Ugh. Literally, two thirds of this group come from really competitive fields. They should know that competition does not breed friendship! Seriously, this is so incredibly unrealistic that it makes me want to stab my eyes out a little. UGHHHHHHHHHHHHHH. Okay, rant over back to the plot.

Later that day, all three girls get rejection letters. One of them fights the letter (Either Suze or Janey - I honestly can't tell them apart) and are invited to his big shot company (think google but waaaay more ambiguous because I have no idea what this company actually does)  for answers. Caroline is also invited for reasons that make no sense and are not addressed. Finally, Caroline meets the millionaire! And she is immediately stricken by him (surprise, surprise) and they decide to persue a relationship DESPITE THE FACT THAT HE ACTUALLY JUST REJECTED HER IN A LETTER AND CREEPILY BROUGHT HER TO HIS MANSION WITHOUT ACTUALLY MEETING HIM THERE!
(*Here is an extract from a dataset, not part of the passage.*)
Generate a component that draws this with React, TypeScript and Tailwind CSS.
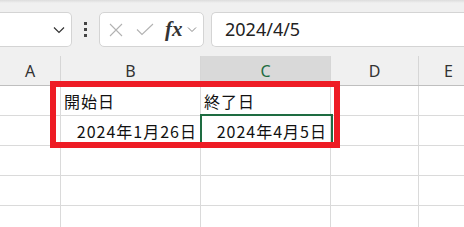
import React from 'react';

const cols = [
  { key: 'A', w: 'w-[61px]' },
  { key: 'B', w: 'w-[140px]' },
  { key: 'C', w: 'w-[130px]' },
  { key: 'D', w: 'w-[88px]' },
  { key: 'E', w: 'w-[60px]' },
];

const rows: { B?: string; C?: string; alignB?: string; alignC?: string }[] = [
  { B: '開始日', C: '終了日' },
  { B: '2024年1月26日', C: '2024年4月5日', alignB: 'right', alignC: 'right' },
  {},
  {},
  {},
];

export default function App() {
  return (
    <div className="relative w-[464px] h-[227px] overflow-hidden bg-white font-['Noto_Sans',sans-serif]">
      {/* Toolbar / formula bar */}
      <div className="h-[56px] bg-[#f0f0f0] bg-gradient-to-b from-[#dcdcdc] via-[#f0f0f0] to-[#f0f0f0] bg-[length:100%_6px] bg-no-repeat pt-[12px] flex items-start">
        <div className="flex h-[35px] w-[72px] items-center justify-end rounded-r-[5px] border border-l-0 border-[#d4d4d4] bg-white pr-[6px]">
          <svg width="12" height="8" viewBox="0 0 12 8" fill="none" stroke="#333" strokeWidth="1.2">
            <path d="M1 1.5 L6 6.5 L11 1.5" />
          </svg>
        </div>
        <div className="flex h-[35px] w-[27px] flex-col items-center justify-center gap-[3px]">
          <span className="block h-[3px] w-[3px] bg-[#444]" />
          <span className="block h-[3px] w-[3px] bg-[#444]" />
          <span className="block h-[3px] w-[3px] bg-[#444]" />
        </div>
        <div className="flex h-[35px] w-[105px] items-center rounded-[5px] border border-[#d4d4d4] bg-white">
          <svg className="ml-[9px]" width="14" height="14" viewBox="0 0 14 14" fill="none" stroke="#b2b2b2" strokeWidth="1.1">
            <path d="M1 1 L13 13 M13 1 L1 13" />
          </svg>
          <svg className="ml-[13px]" width="18" height="13" viewBox="0 0 18 13" fill="none" stroke="#b2b2b2" strokeWidth="1.1">
            <path d="M1 6.5 L6 11.5 L17 1" />
          </svg>
          <span className="ml-[11px] font-['Liberation_Serif',serif] text-[21px] font-bold italic leading-none text-[#333]">
            fx
          </span>
          <svg className="ml-[4px]" width="10" height="7" viewBox="0 0 10 7" fill="none" stroke="#888" strokeWidth="1">
            <path d="M1 1.5 L5 5.5 L9 1.5" />
          </svg>
        </div>
        <div className="ml-[7px] flex h-[35px] flex-1 items-center rounded-l-[5px] border border-r-0 border-[#d4d4d4] bg-white pl-[13px]">
          <span className="text-[18px] text-[#222]">2024/4/5</span>
        </div>
      </div>

      {/* Column headers */}
      <div className="flex h-[30px] border-b border-[#bfbfbf] bg-[#f0f0f0]">
        {cols.map((c) => (
          <div
            key={c.key}
            className={`${c.w} flex shrink-0 items-center justify-center border-r border-[#d6d6d6] text-[16px] ${
              c.key === 'C' ? 'bg-[#d9d9d9] text-[#1e6c41]' : 'text-[#333]'
            }`}
          >
            {c.key}
          </div>
        ))}
      </div>

      {/* Grid rows */}
      {rows.map((r, i) => (
        <div key={i} className="flex h-[30px] border-b border-[#dadada]">
          <div className="w-[61px] shrink-0 border-r border-[#dadada]" />
          <div
            className={`flex w-[140px] shrink-0 items-center border-r border-[#dadada] px-[3px] font-['Noto_Sans_CJK_JP',sans-serif] text-[16px] tracking-[1px] text-[#111] ${
              r.alignB === 'right' ? 'justify-end' : 'justify-start'
            }`}
          >
            {r.B}
          </div>
          <div
            className={`flex w-[130px] shrink-0 items-center border-r border-[#dadada] px-[3px] font-['Noto_Sans_CJK_JP',sans-serif] text-[16px] tracking-[1px] text-[#111] ${
              r.alignC === 'right' ? 'justify-end' : 'justify-start'
            }`}
          >
            {r.C}
          </div>
          <div className="w-[88px] shrink-0 border-r border-[#dadada]" />
          <div className="w-[60px] shrink-0" />
        </div>
      ))}

      {/* Active cell C2 */}
      <div className="absolute left-[200px] top-[114px] h-[31px] w-[133px] border-2 border-[#1e6c41]" />

      {/* Red annotation box */}
      <div className="absolute left-[50px] top-[81px] h-[67px] w-[290px] border-[6px] border-[#ee1c25]" />
    </div>
  );
}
**********SPOILERS OVER**********

Okay, so let's start with the good:

This book is very, very short. It's a great read for after finals (which is actually why I got it) because it's crazy fast and it requires literally zero thought.

It's interesting enough because the idea would make for an EPIC reality show (with a few moderations of course as very few women would turn down a man offering $10,000,000 just to marry him after selecting her from millions as the chosen one, and also being the perfect Prince Charming. I suggest a bachelor-esque show where the final woman has to choose between the man and an obscene amount of cash. If this ever happens, I call 10% of the profits!).

Now for the bad:

The characters are so cliched that I almost died. You have the classic callous-but-successful girl, the kinda-ditsy-but-also-successful-Hollywood type, the mysterious-but-super-rich man, and the sugary sweet-perfect-humanitarian-without-money girl who ends up getting the guy.

It's so predictable. Honestly, I picked up the book and I knew who was going to get the guy.

There is ZERO character development. Zero.

 It's seriously the cheesiest romance novel ever. It was probably written in a total of a week, and the plot is downright pathetic. My seven year old sister tells me stories all the time that are WAY more interesting than this book.

The results?

This book was poorly written and was incredibly boring. It's only saving grace was that it was short, so the pain was not protracted as it could have been.

I give it:



One crappy pizza slice on a lame old paper plate. I would've given it none if it had been longer, but I appreciate the brevity.